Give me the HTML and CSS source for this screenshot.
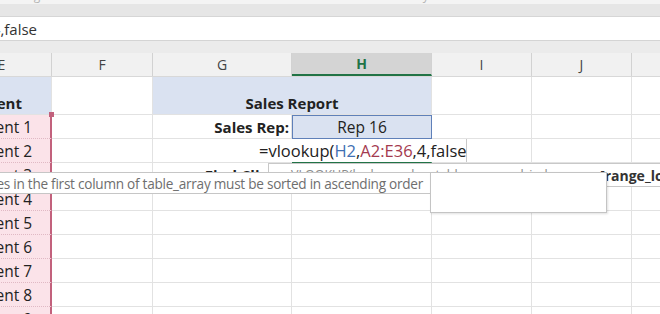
FILE: index.html
```html
<!DOCTYPE html>
<html>
  <head>
    <meta charset="utf-8" />
    <link rel="stylesheet" href="styles.css">
  </head>
  <body>
    <div class="ribbon">
      <span class="group g1">Alignment</span>
      <span class="group g2">Number</span>
      <span class="group g3">Styles</span>
    </div>
    <div class="band"></div>
    <div class="fx">
      <div class="fx-text">=vlookup(H2,A2:E36,4,false</div>
    </div>
    <div class="gap"></div>

    <div class="sheet">
      <div class="row head">
        <div class="hd">E</div>
        <div class="hd">F</div>
        <div class="hd">G</div>
        <div class="hd active">H</div>
        <div class="hd">I</div>
        <div class="hd">J</div>
        <div class="hd">K</div>
      </div>
      <div class="row tall">
        <div class="c blue b client">Client</div>
        <div class="c"></div>
        <div class="c blue b ctr span2">Sales Report</div>
        <div class="c"></div>
        <div class="c"></div>
        <div class="c"></div>
      </div>
      <div class="row">
        <div class="c pink client range-top">Client 1</div>
        <div class="c"></div>
        <div class="c b r">Sales Rep:</div>
        <div class="c blue ctr ref">Rep 16</div>
        <div class="c"></div>
        <div class="c"></div>
        <div class="c"></div>
      </div>
      <div class="row">
        <div class="c pink client">Client 2</div>
        <div class="c"></div>
        <div class="c"></div>
        <div class="c cur"></div>
        <div class="c"></div>
        <div class="c"></div>
        <div class="c"></div>
      </div>
      <div class="row">
        <div class="c pink client">Client 3</div>
        <div class="c"></div>
        <div class="c b r">Find Client:</div>
        <div class="c"></div>
        <div class="c"></div>
        <div class="c"></div>
        <div class="c"></div>
      </div>
      <div class="row">
        <div class="c pink client">Client 4</div>
        <div class="c"></div><div class="c"></div><div class="c"></div>
        <div class="c"></div><div class="c"></div><div class="c"></div>
      </div>
      <div class="row">
        <div class="c pink client">Client 5</div>
        <div class="c"></div><div class="c"></div><div class="c"></div>
        <div class="c"></div><div class="c"></div><div class="c"></div>
      </div>
      <div class="row">
        <div class="c pink client">Client 6</div>
        <div class="c"></div><div class="c"></div><div class="c"></div>
        <div class="c"></div><div class="c"></div><div class="c"></div>
      </div>
      <div class="row">
        <div class="c pink client">Client 7</div>
        <div class="c"></div><div class="c"></div><div class="c"></div>
        <div class="c"></div><div class="c"></div><div class="c"></div>
      </div>
      <div class="row">
        <div class="c pink client">Client 8</div>
        <div class="c"></div><div class="c"></div><div class="c"></div>
        <div class="c"></div><div class="c"></div><div class="c"></div>
      </div>
      <div class="row">
        <div class="c pink client">Client 9</div>
        <div class="c"></div><div class="c"></div><div class="c"></div>
        <div class="c"></div><div class="c"></div><div class="c"></div>
      </div>

      <!-- in-cell editor and the popups that hang under it -->
      <div class="editor">=vlookup(<span class="ref-h">H2</span>,<span class="ref-a">A2:E36</span>,4,false</div>
      <div class="hint">VLOOKUP(lookup_value, table_array, col_index_num, <b>[range_lookup]</b>)</div>
      <div class="tip"><span>Lookup values in the first column of table_array must be sorted in ascending order</span></div>
      <div class="list"></div>
    </div>
  </body>
</html>
```

FILE: styles.css
```css
html,
body {
  margin: 0;
  padding: 0;
  width: 660px;
  height: 314px;
  overflow: hidden;
  background: #ffffff;
  font-family: "Open Sans", "Noto Sans", sans-serif;
  color: #222222;
}
.ribbon {
  height: 4px;
  background: #f4f4f4;
  position: relative;
  overflow: hidden;
}
.group {
  position: absolute;
  top: -13px;
  font-size: 12px;
  color: #b4b4b4;
}
.g1 { left: 20px; }
.g2 { left: 140px; }
.g3 { left: 412px; }
.band {
  height: 12px;
  background: #e6e6e6;
  border-bottom: 1px solid #d6d6d6;
}
.fx {
  height: 23px;
  background: #ffffff;
  border-bottom: 1px solid #d4d4d4;
  display: flex;
  align-items: center;
}
.fx-text {
  width: 37px;
  display: flex;
  justify-content: flex-end;
  white-space: nowrap;
  font-size: 15px;
  color: #333333;
}
.gap {
  height: 12px;
  background: #ebebeb;
}
.sheet {
  position: relative;
  margin-left: -48px;
}
.row {
  display: grid;
  grid-template-columns: 100px 101px 139px 140px 100px 100px 100px;
  height: 24px;
}
.row.tall {
  height: 38px;
}
.head {
  background: #f1f1f1;
  border-bottom: 1px solid #d8d8d8;
  box-sizing: border-box;
}
.hd {
  display: flex;
  align-items: center;
  justify-content: center;
  font-size: 14px;
  color: #444444;
  border-right: 1px solid #d2d2d2;
}
.hd.active {
  background: #d4d4d4;
  color: #217346;
  font-weight: 700;
  border-bottom: 2px solid #217346;
}
.c {
  box-sizing: border-box;
  border-right: 1px solid #e2e2e2;
  border-bottom: 1px solid #e2e2e2;
  display: flex;
  align-items: flex-end;
  padding: 0 4px 2px;
  font-size: 15.5px;
  line-height: 18px;
  white-space: nowrap;
}
.b {
  font-weight: 700;
  font-size: 15px;
}
.r { justify-content: flex-end; }
.r.b { padding-right: 2px; }
.ctr { justify-content: center; }
.span2 { grid-column: span 2; }
.blue { background: #dae2f1; }
.pink {
  background: #fbe3e9;
  border-right: 2px solid #c2617c;
  border-bottom: 1px dotted #e0b9c4;
}
.client {
  padding-left: 26px;
}
.range-top {
  position: relative;
}
.range-top::after {
  content: "";
  position: absolute;
  right: -4px;
  top: -3px;
  width: 5px;
  height: 5px;
  background: #c2617c;
}
.ref {
  border: 1px solid #5f80b9;
}
.cur {
  border-bottom: 2px solid #217346;
}
.editor {
  position: absolute;
  left: 306px;
  top: 86px;
  width: 209px;
  height: 23px;
  background: #ffffff;
  border-right: 1px solid #c9c9c9;
  box-sizing: border-box;
  display: flex;
  align-items: flex-end;
  padding: 0 0 2px 1px;
  font-size: 16.5px;
  line-height: 18px;
  white-space: nowrap;
}
.ref-h { color: #3f70b3; }
.ref-a { color: #a43a4f; }
.hint {
  position: absolute;
  left: 316px;
  top: 110px;
  width: 440px;
  height: 24px;
  background: #ffffff;
  border: 1px solid #c8c8c8;
  box-sizing: border-box;
  padding: 1px 6px 0 22px;
  font-size: 12.5px;
  line-height: 18px;
  color: #8a8a8a;
  white-space: nowrap;
}
.hint b {
  color: #333333;
  font-size: 14px;
  position: relative;
  top: 2px;
}
.tip {
  position: absolute;
  left: 0;
  top: 119px;
  width: 480px;
  height: 22px;
  background: #ffffff;
  border: 1px solid #c6c6c6;
  box-sizing: border-box;
  display: flex;
  justify-content: flex-end;
  align-items: center;
  padding-right: 8px;
  font-size: 13.6px;
  letter-spacing: -0.26px;
  color: #6e6e6e;
  white-space: nowrap;
}
.list {
  position: absolute;
  left: 478px;
  top: 119px;
  width: 177px;
  height: 41px;
  background: #ffffff;
  border: 1px solid #c4c4c4;
  box-sizing: border-box;
  box-shadow: 1px 1px 2px rgba(0, 0, 0, 0.12);
}
```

· · · · ·

## WORK REQUIRED
Omit every picture while copying the listing above exactly.

## COMPLETE ANSWER
Give me the HTML and CSS source for this screenshot.
FILE: index.html
```html
<!DOCTYPE html>
<html>
  <head>
    <meta charset="utf-8" />
    <link rel="stylesheet" href="styles.css">
  </head>
  <body>
    <div class="ribbon">
      <span class="group g1">Alignment</span>
      <span class="group g2">Number</span>
      <span class="group g3">Styles</span>
    </div>
    <div class="band"></div>
    <div class="fx">
      <div class="fx-text">=vlookup(H2,A2:E36,4,false</div>
    </div>
    <div class="gap"></div>

    <div class="sheet">
      <div class="row head">
        <div class="hd">E</div>
        <div class="hd">F</div>
        <div class="hd">G</div>
        <div class="hd active">H</div>
        <div class="hd">I</div>
        <div class="hd">J</div>
        <div class="hd">K</div>
      </div>
      <div class="row tall">
        <div class="c blue b client">Client</div>
        <div class="c"></div>
        <div class="c blue b ctr span2">Sales Report</div>
        <div class="c"></div>
        <div class="c"></div>
        <div class="c"></div>
      </div>
      <div class="row">
        <div class="c pink client range-top">Client 1</div>
        <div class="c"></div>
        <div class="c b r">Sales Rep:</div>
        <div class="c blue ctr ref">Rep 16</div>
        <div class="c"></div>
        <div class="c"></div>
        <div class="c"></div>
      </div>
      <div class="row">
        <div class="c pink client">Client 2</div>
        <div class="c"></div>
        <div class="c"></div>
        <div class="c cur"></div>
        <div class="c"></div>
        <div class="c"></div>
        <div class="c"></div>
      </div>
      <div class="row">
        <div class="c pink client">Client 3</div>
        <div class="c"></div>
        <div class="c b r">Find Client:</div>
        <div class="c"></div>
        <div class="c"></div>
        <div class="c"></div>
        <div class="c"></div>
      </div>
      <div class="row">
        <div class="c pink client">Client 4</div>
        <div class="c"></div><div class="c"></div><div class="c"></div>
        <div class="c"></div><div class="c"></div><div class="c"></div>
      </div>
      <div class="row">
        <div class="c pink client">Client 5</div>
        <div class="c"></div><div class="c"></div><div class="c"></div>
        <div class="c"></div><div class="c"></div><div class="c"></div>
      </div>
      <div class="row">
        <div class="c pink client">Client 6</div>
        <div class="c"></div><div class="c"></div><div class="c"></div>
        <div class="c"></div><div class="c"></div><div class="c"></div>
      </div>
      <div class="row">
        <div class="c pink client">Client 7</div>
        <div class="c"></div><div class="c"></div><div class="c"></div>
        <div class="c"></div><div class="c"></div><div class="c"></div>
      </div>
      <div class="row">
        <div class="c pink client">Client 8</div>
        <div class="c"></div><div class="c"></div><div class="c"></div>
        <div class="c"></div><div class="c"></div><div class="c"></div>
      </div>
      <div class="row">
        <div class="c pink client">Client 9</div>
        <div class="c"></div><div class="c"></div><div class="c"></div>
        <div class="c"></div><div class="c"></div><div class="c"></div>
      </div>

      <!-- in-cell editor and the popups that hang under it -->
      <div class="editor">=vlookup(<span class="ref-h">H2</span>,<span class="ref-a">A2:E36</span>,4,false</div>
      <div class="hint">VLOOKUP(lookup_value, table_array, col_index_num, <b>[range_lookup]</b>)</div>
      <div class="tip"><span>Lookup values in the first column of table_array must be sorted in ascending order</span></div>
      <div class="list"></div>
    </div>
  </body>
</html>
```

FILE: styles.css
```css
html,
body {
  margin: 0;
  padding: 0;
  width: 660px;
  height: 314px;
  overflow: hidden;
  background: #ffffff;
  font-family: "Open Sans", "Noto Sans", sans-serif;
  color: #222222;
}
.ribbon {
  height: 4px;
  background: #f4f4f4;
  position: relative;
  overflow: hidden;
}
.group {
  position: absolute;
  top: -13px;
  font-size: 12px;
  color: #b4b4b4;
}
.g1 { left: 20px; }
.g2 { left: 140px; }
.g3 { left: 412px; }
.band {
  height: 12px;
  background: #e6e6e6;
  border-bottom: 1px solid #d6d6d6;
}
.fx {
  height: 23px;
  background: #ffffff;
  border-bottom: 1px solid #d4d4d4;
  display: flex;
  align-items: center;
}
.fx-text {
  width: 37px;
  display: flex;
  justify-content: flex-end;
  white-space: nowrap;
  font-size: 15px;
  color: #333333;
}
.gap {
  height: 12px;
  background: #ebebeb;
}
.sheet {
  position: relative;
  margin-left: -48px;
}
.row {
  display: grid;
  grid-template-columns: 100px 101px 139px 140px 100px 100px 100px;
  height: 24px;
}
.row.tall {
  height: 38px;
}
.head {
  background: #f1f1f1;
  border-bottom: 1px solid #d8d8d8;
  box-sizing: border-box;
}
.hd {
  display: flex;
  align-items: center;
  justify-content: center;
  font-size: 14px;
  color: #444444;
  border-right: 1px solid #d2d2d2;
}
.hd.active {
  background: #d4d4d4;
  color: #217346;
  font-weight: 700;
  border-bottom: 2px solid #217346;
}
.c {
  box-sizing: border-box;
  border-right: 1px solid #e2e2e2;
  border-bottom: 1px solid #e2e2e2;
  display: flex;
  align-items: flex-end;
  padding: 0 4px 2px;
  font-size: 15.5px;
  line-height: 18px;
  white-space: nowrap;
}
.b {
  font-weight: 700;
  font-size: 15px;
}
.r { justify-content: flex-end; }
.r.b { padding-right: 2px; }
.ctr { justify-content: center; }
.span2 { grid-column: span 2; }
.blue { background: #dae2f1; }
.pink {
  background: #fbe3e9;
  border-right: 2px solid #c2617c;
  border-bottom: 1px dotted #e0b9c4;
}
.client {
  padding-left: 26px;
}
.range-top {
  position: relative;
}
.range-top::after {
  content: "";
  position: absolute;
  right: -4px;
  top: -3px;
  width: 5px;
  height: 5px;
  background: #c2617c;
}
.ref {
  border: 1px solid #5f80b9;
}
.cur {
  border-bottom: 2px solid #217346;
}
.editor {
  position: absolute;
  left: 306px;
  top: 86px;
  width: 209px;
  height: 23px;
  background: #ffffff;
  border-right: 1px solid #c9c9c9;
  box-sizing: border-box;
  display: flex;
  align-items: flex-end;
  padding: 0 0 2px 1px;
  font-size: 16.5px;
  line-height: 18px;
  white-space: nowrap;
}
.ref-h { color: #3f70b3; }
.ref-a { color: #a43a4f; }
.hint {
  position: absolute;
  left: 316px;
  top: 110px;
  width: 440px;
  height: 24px;
  background: #ffffff;
  border: 1px solid #c8c8c8;
  box-sizing: border-box;
  padding: 1px 6px 0 22px;
  font-size: 12.5px;
  line-height: 18px;
  color: #8a8a8a;
  white-space: nowrap;
}
.hint b {
  color: #333333;
  font-size: 14px;
  position: relative;
  top: 2px;
}
.tip {
  position: absolute;
  left: 0;
  top: 119px;
  width: 480px;
  height: 22px;
  background: #ffffff;
  border: 1px solid #c6c6c6;
  box-sizing: border-box;
  display: flex;
  justify-content: flex-end;
  align-items: center;
  padding-right: 8px;
  font-size: 13.6px;
  letter-spacing: -0.26px;
  color: #6e6e6e;
  white-space: nowrap;
}
.list {
  position: absolute;
  left: 478px;
  top: 119px;
  width: 177px;
  height: 41px;
  background: #ffffff;
  border: 1px solid #c4c4c4;
  box-sizing: border-box;
  box-shadow: 1px 1px 2px rgba(0, 0, 0, 0.12);
}
```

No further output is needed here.